Lambert was brought from prison under guard to be judged by Henry, with all the nobes and bishops in attendance. Given permission to speak, Lambert said that he was glad the king was willing to hear religious controversies, especially since he was a king with such judgment and knowledge.
“I didn’t come here,” Henry interrupted brusquely, “to hear my own praises! Go straight to the matter.”
Taken aback by the king’s harsh words, Lambert was silent.
“Why are you just standing there?” Henry demanded. “In the sacrament of the altar, do you say it’s Christ’s body or not?”
“I agree with Saint Augustine. It is the body of Christ in certain ways,” Lambered answered.
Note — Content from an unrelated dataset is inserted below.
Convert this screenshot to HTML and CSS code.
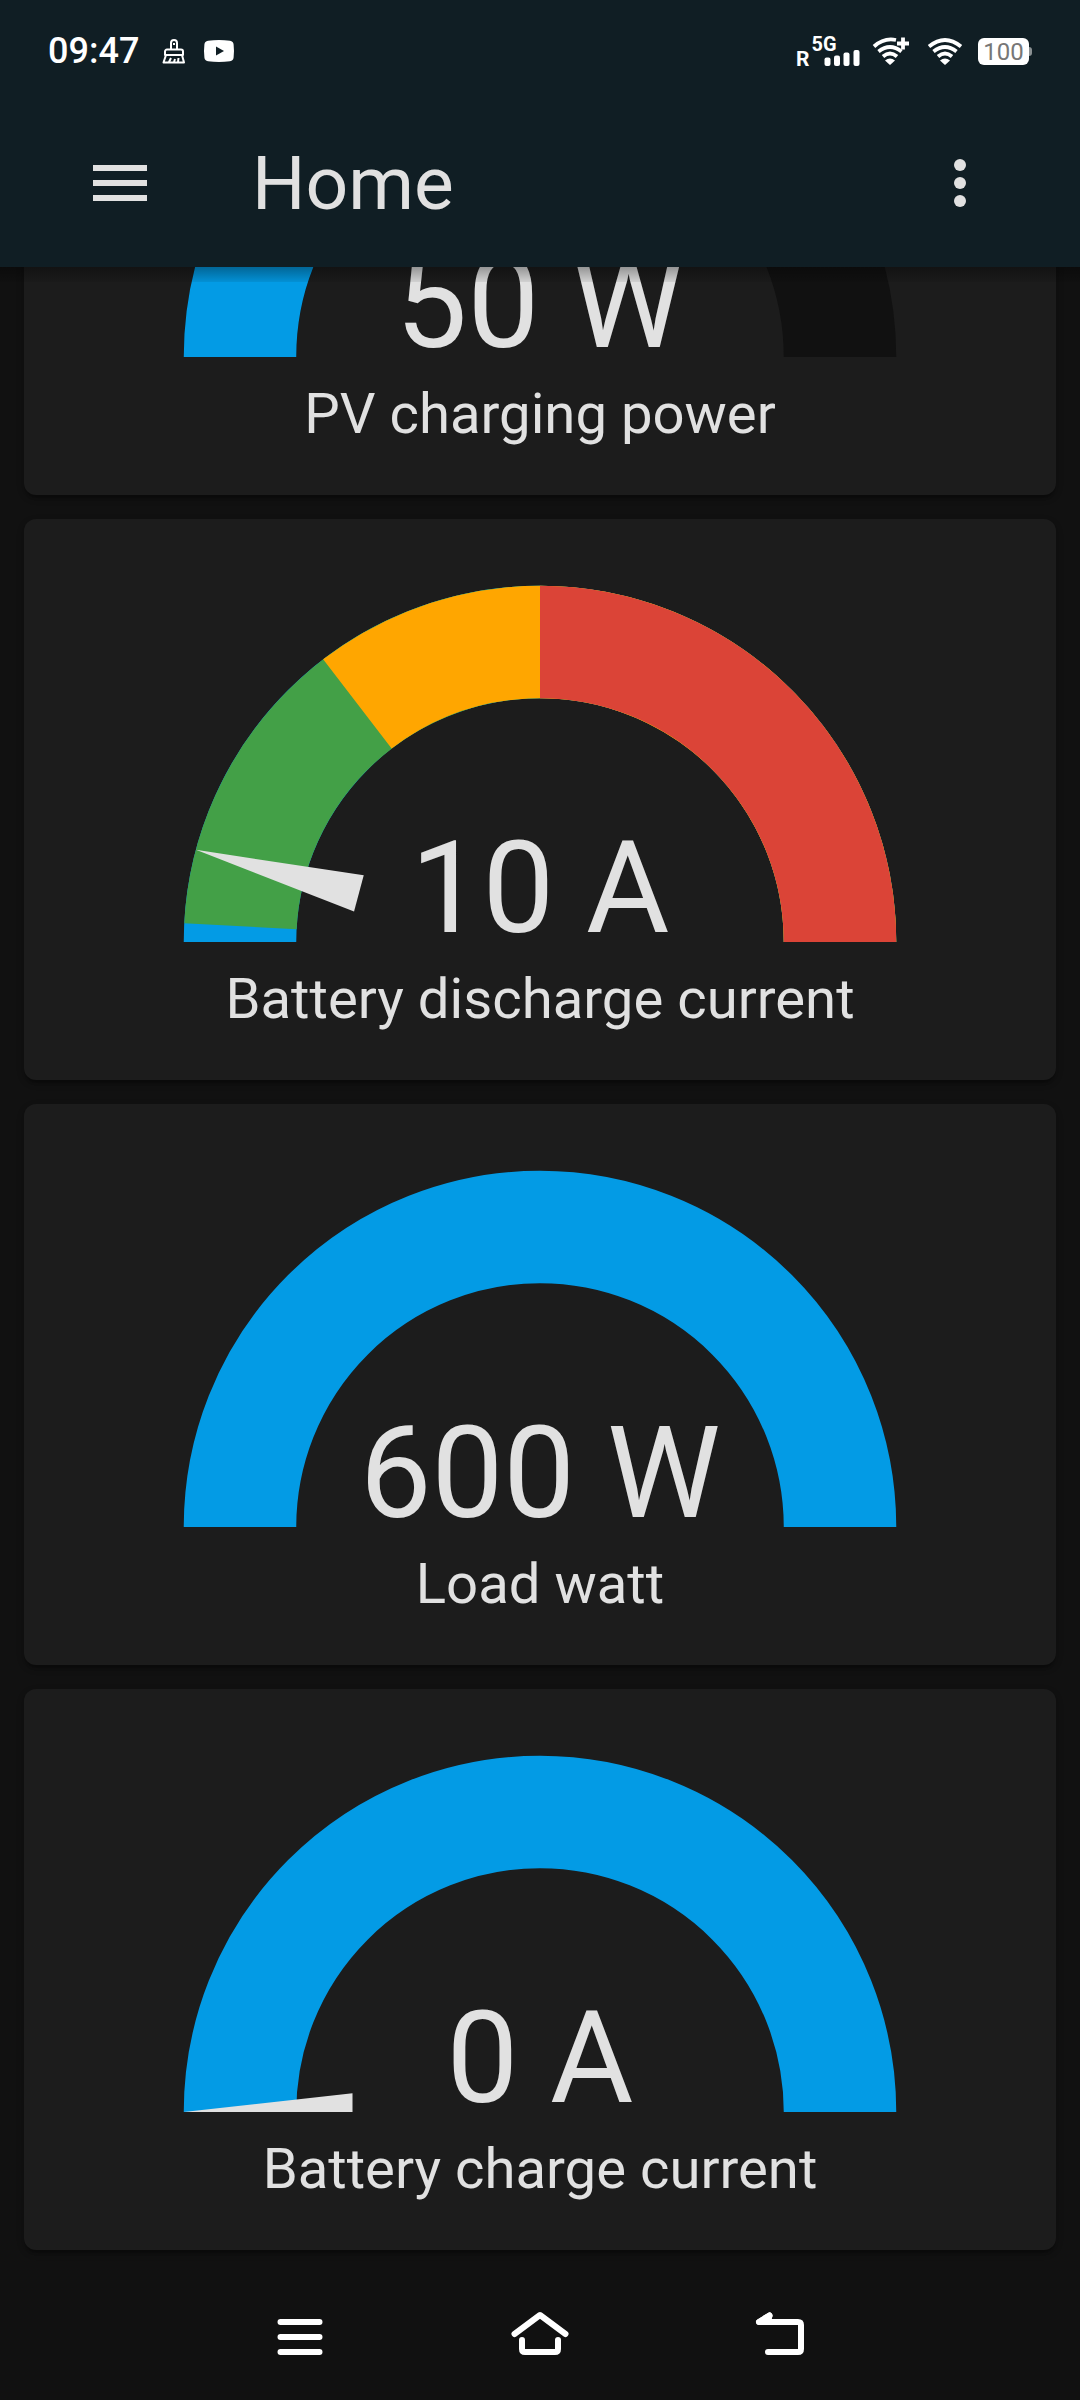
FILE: index.html
```html
<!DOCTYPE html>
<html lang="en">
<head>
    <meta charset="UTF-8">
    <title>Home</title>
    <link rel="stylesheet" href="styles.css">
</head>
<body>
    <header>
        <div class="status-bar">
            <span class="time">09:47</span>
            <svg class="brush" width="24" height="25" viewBox="0 0 24 25">
                <path d="M9 10V4a3 3 0 0 1 6 0v6M3 16v-3.500a2 2 0 0 1 2-2h14a2 2 0 0 1 2 2V16zM4 16L1.500 23.500h20.500L20 16M7 23l2-4M12 23l1-3M16 23l.5-4" />
                <path d="M12 4v2" />
            </svg>
            <svg class="youtube" width="30" height="22" viewBox="0 0 30 22">
                <path fill="#fff" d="M4 .7Q15-.6 26 .7Q29.300 1.200 29.600 4.500Q30.400 11 29.600 17.500Q29.300 20.800 26 21.300Q15 22.600 4 21.300Q.7 20.800.4 17.500Q-.4 11 .4 4.500Q.7 1.200 4 .7z" />
                <path fill="#101e24" d="M12 6.500v9l8-4.500z" />
            </svg>
            <div class="status-right">
                <svg class="signal" width="64" height="32" viewBox="0 0 64 32">
                    <text x="0" y="31" font-size="21">R</text>
                    <text x="15.500" y="16" font-size="20.500" textLength="25" lengthAdjust="spacingAndGlyphs">5G</text>
                    <rect x="28.500" y="22.500" width="6" height="8.500" rx="2" />
                    <rect x="38" y="20.500" width="6" height="10.500" rx="2" />
                    <rect x="47.500" y="17.500" width="6" height="13.500" rx="2" />
                    <rect x="57.500" y="15" width="6" height="16" rx="2" />
                </svg>
                <svg class="wifi wifi-plus" width="38" height="30" viewBox="0 0 38 30">
                    <path d="M2 10.500Q12 1.500 24 4M6.500 15.500Q18 6.500 29.500 15.500M11 20.500Q18 14.500 25 20.500" />
                    <path d="M31 1.500v12M25 7.500h12" />
                    <path class="dot" d="M13 24.500Q18 20.500 23 24.500L18 29z" />
                </svg>
                <svg class="wifi" width="36" height="30" viewBox="0 0 36 30">
                    <path d="M2 10.500Q18-2.500 34 10.500M6.500 15.500Q18 6.500 29.500 15.500M11 20.500Q18 14.500 25 20.500" />
                    <path class="dot" d="M13 24.500Q18 20.500 23 24.500L18 29z" />
                </svg>
                <div class="battery">100</div>
            </div>
        </div>
        <div class="toolbar">
            <svg width="54" height="36" viewBox="0 0 18 12">
                <path fill="#e1e1e1" d="M0 12h18v-2H0v2zm0-5h18V5H0v2zm0-7v2h18V0H0z" />
            </svg>
            <h1>Home</h1>
            <svg class="dots" width="12" height="48" viewBox="0 0 4 16">
                <g fill="#e1e1e1">
                    <circle cx="2" cy="2" r="2" />
                    <circle cx="2" cy="8" r="2" />
                    <circle cx="2" cy="14" r="2" />
                </g>
            </svg>
        </div>
    </header>

    <main>
        <div class="card">
            <svg class="gauge" viewBox="-50 -50 100 50">
                <path class="arc dial" d="M-40 0A40 40 0 0 1 40 0" />
                <path class="arc blue" d="M-40 0A40 40 0 0 1 -20 -34.641" />
                <text x="0" y="-1.37">50 W</text>
            </svg>
            <div class="name">PV charging power</div>
        </div>

        <div class="card">
            <svg class="gauge" viewBox="-50 -50 100 50">
                <path class="arc blue" d="M-40 0A40 40 0 0 1 40 0" />
                <path class="arc green" d="M-39.945 -2.093A40 40 0 0 1 40 0" />
                <path class="arc yellow" d="M-24.350 -31.734A40 40 0 0 1 40 0" />
                <path class="arc red" d="M0 -40A40 40 0 0 1 40 0" />
                <path class="needle" d="M-25 -2.500L-47.500 0L-25 2.500z" transform="rotate(15)" />
                <text x="0" y="-1.37">10 A</text>
            </svg>
            <div class="name">Battery discharge current</div>
        </div>

        <div class="card">
            <svg class="gauge" viewBox="-50 -50 100 50">
                <path class="arc blue" d="M-40 0A40 40 0 0 1 40 0" />
                <text x="0" y="-1.37">600 W</text>
            </svg>
            <div class="name">Load watt</div>
        </div>

        <div class="card">
            <svg class="gauge" viewBox="-50 -50 100 50">
                <path class="arc blue" d="M-40 0A40 40 0 0 1 40 0" />
                <path class="needle" d="M-25 -2.500L-47.500 0H-25z" />
                <text x="0" y="-1.37">0 A</text>
            </svg>
            <div class="name">Battery charge current</div>
        </div>
    </main>

    <nav>
        <svg width="60" height="48" viewBox="0 0 60 48">
            <path d="M10.500 9h39M10.500 24h39M10.500 39h39" />
        </svg>
        <svg width="60" height="48" viewBox="0 0 60 48">
            <path d="M4.500 21L30 2L55.500 21M12 27v9q0 3 3 3h30q3 0 3-3v-9" />
        </svg>
        <svg width="60" height="48" viewBox="0 0 60 48">
            <path d="M19.500 2.500L9 9H48q3 0 3 3v24q0 3-3 3H18" />
            <path fill="#fff" d="M9 9l10.500-6.500L18 9z" />
        </svg>
    </nav>
</body>
</html>
```

FILE: styles.css
```css
* {
    box-sizing: border-box;
}

body {
    margin: 0;
    height: 2400px;
    display: flex;
    flex-direction: column;
    font-family: Roboto, "Liberation Sans", sans-serif;
    background-color: #111111;
    color: #e1e1e1;
    overflow: hidden;
}

svg {
    display: block;
    flex: none;
    overflow: visible;
}

header {
    position: relative;
    z-index: 1;
    flex: none;
    height: 267px;
    background-color: #101e24;
}

/* shadow under the header */
header::after {
    content: "";
    position: absolute;
    top: 100%;
    left: 0;
    right: 0;
    height: 15px;
    background: linear-gradient(rgba(0, 0, 0, 0.34), rgba(0, 0, 0, 0.07));
}

.status-bar {
    height: 99px;
    padding: 3px 48px 0 48px;
    display: flex;
    align-items: center;
    color: white;
}

.time {
    font-size: 36px;
    font-weight: 500;
    width: 114px;
}

.brush {
    fill: none;
    stroke: white;
    stroke-width: 2;
    stroke-linejoin: round;
}

.youtube {
    margin-left: 18px;
}

.status-right {
    margin-left: auto;
    display: flex;
    align-items: center;
}

.signal {
    fill: white;
    font-weight: 700;
}

.wifi {
    margin-left: 17px;
    fill: none;
    stroke: white;
    stroke-width: 3.8;
}

.wifi-plus {
    margin-left: 12px;
}

.wifi .dot {
    fill: white;
    stroke: none;
}

.battery {
    position: relative;
    width: 51px;
    height: 27px;
    margin-left: 15px;
    margin-right: 3px;
    border-radius: 6px;
    background-color: white;
    color: #777;
    font-size: 24px;
    line-height: 28px;
    text-align: center;
}

.battery::after {
    content: "";
    position: absolute;
    left: 51px;
    top: 9px;
    width: 3px;
    height: 9px;
    border-radius: 0 3px 3px 0;
    background-color: #8b9193;
}

.toolbar {
    height: 168px;
    padding: 0 114px 0 93px;
    display: flex;
    align-items: center;
}

h1 {
    margin: 0 0 0 105px;
    font-size: 75px;
    font-weight: 400;
}

.dots {
    margin-left: auto;
}

main {
    flex: 1;
    min-height: 0;
    padding: 0 24px 24px;
    display: flex;
    flex-direction: column;
    justify-content: flex-end;
    gap: 24px;
    overflow: hidden;
}

.card {
    flex: none;
    height: 561px;
    padding-top: 48px;
    display: flex;
    flex-direction: column;
    align-items: center;
    background-color: #1c1c1c;
    border-radius: 12px;
    box-shadow: 0 6px 3px -3px rgba(0, 0, 0, 0.2), 0 3px 3px 0 rgba(0, 0, 0, 0.14), 0 3px 9px 0 rgba(0, 0, 0, 0.12);
}

.gauge {
    width: 750px;
    height: 375px;
}

.gauge text {
    font-size: 17.05px;
    text-anchor: middle;
    fill: #e1e1e1;
}

.arc {
    fill: none;
    stroke-width: 15;
}

.dial {
    stroke: #111111;
}

.blue {
    stroke: #039be5;
}

.green {
    stroke: #43a047;
}

.yellow {
    stroke: #ffa600;
}

.red {
    stroke: #db4437;
}

.needle {
    fill: #e1e1e1;
}

.name {
    margin-top: 24px;
    font-size: 56.25px;
    line-height: 66px;
}

nav {
    flex: none;
    height: 126px;
    display: flex;
    align-items: center;
    justify-content: center;
    gap: 180px;
}

nav svg {
    fill: none;
    stroke: white;
    stroke-width: 6;
    stroke-linecap: round;
    stroke-linejoin: round;
}
```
“Don’t answer me from Saint Augustine or anyone else. What do you say?” Henry was addressing Lambert in Latin.
“Then I deny it’s the body of Christ.”
Henry then turned the interrogation over to Cranmer, who, along with the bishop of Winchester and Tonstal, the bishop of Durham, attempted to change Lambert’s mind.
Lambert was overwhelmed. Besieged by taunts and threats from men of power, amazed at the majesty of the place and the king’s presence, and exhausted from standing for five hours, he lapsed into silence.
Finally the day was over, King Henry turned to Lambert once more. “What do you say now, after all the instruction of these men? Are you satisfied? Will you live or die? What do you say? Take your choice.”
Lambert answered, “I yield and submit myself wholly into your hands.”
“Commit yourself into God’s hands, not mine,” was the reply.
“I commend my soul into God’s hands, but my body I yield to your clemency.”
“If you commit yourself to my judgment, you will die,” Henry replied. “I will not be a patron to heretics.” The king turned to Romwell, the chief friend of the Protestants. “Cromwell, read the sentance of condemnation against him.”
Though the advice of the bishop of Winchester, Satan had Lambert condemned by his fellow Protestants — Taylor, Barnes, Cranmer, and Cromwell — all of whom would later suffer for the gospel’s sake. Of all the people burned at Smithfield, none was as cruelly as Lambert; yet in the midst of his torments, lifting up his mangled burned hands, he cried to the people, “None but Christ. None but Christ!”